Some time ago I started exploring Alpine Linux[a].
... I do like the fact that I can have a Linux system without python and perl and translations and a whole lot of other geek and automatic things.
/en/2021/20211023-alpine-vger.gmi
Then I set out to compile emacs 29 from source. You might see, where this is going. Of course you need quite a bit of stuff, to make emacs compile. On Debian I use "apt-get build-dep emacs-gtk" to get there.
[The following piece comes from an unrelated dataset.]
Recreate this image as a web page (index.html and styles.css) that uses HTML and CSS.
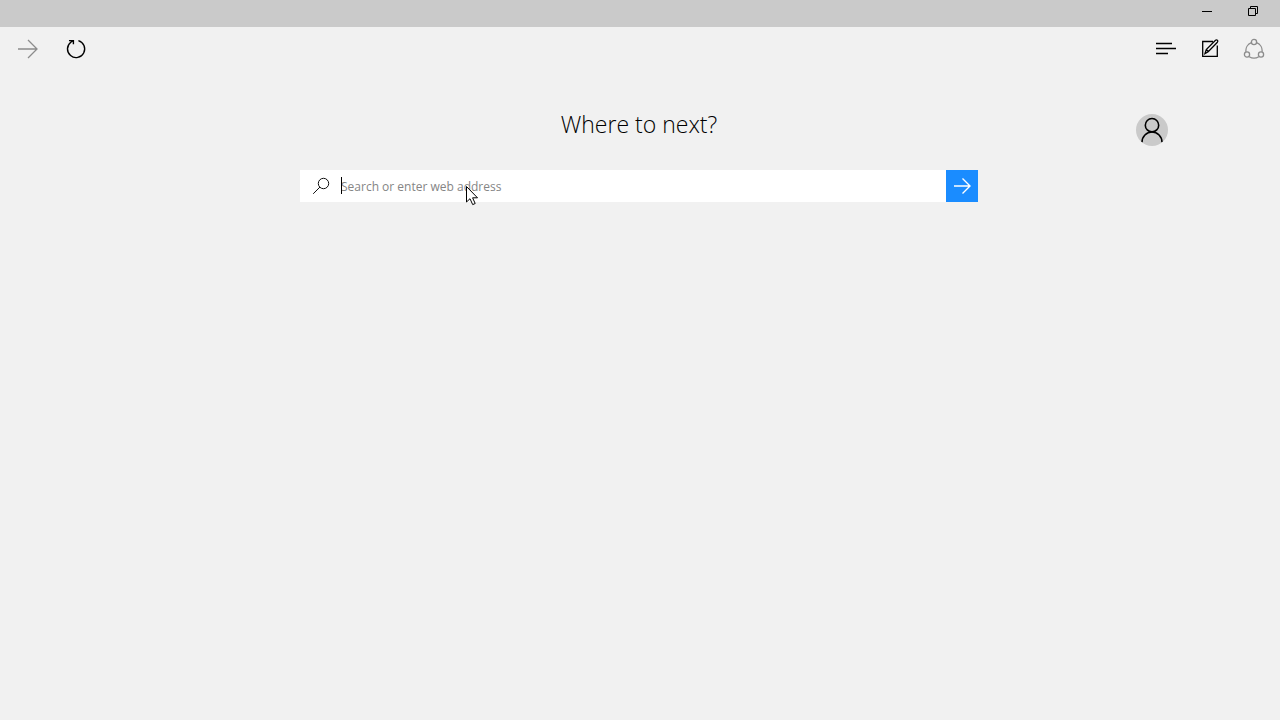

For Alpine Linux I took inspiration from the aports details of emacs[b]. With that information available things worked remarkably well:
apk add autoconf automake linux-headers gawk ncurses-dev \ ncurses-libs gnutls-dev gmp-dev jansson-dev harfbuzz-dev \ glib-dev fontconfig-dev libpng-dev \ librsvg-dev giflib-dev libxpm-dev gtk+3.0-dev alsa-lib-dev \ libxml2-dev pango-dev tiff-dev libjpeg-turbo-dev libxaw-dev \ texinfo mkdir Source cd Source git clone git://git.sv.gnu.org/emacs.git cd emacs ./autogen.sh ./configure --with-pgtk --without-makeinfo --with-harfbuzz --with-json --with-gpm time make -j8 doas make install
Needless to say
And these things make me gaze in awe! I mean, emacs is not a small piece of software. And it just compiled. Yay!
However, looking at the fairly impressive list of build dependencies one might wonder, whether my initially smol Alpine Linux is not so smol any more, after all. No, I did not invest time to find out, how to squeeze a few MegaByte from this adventure.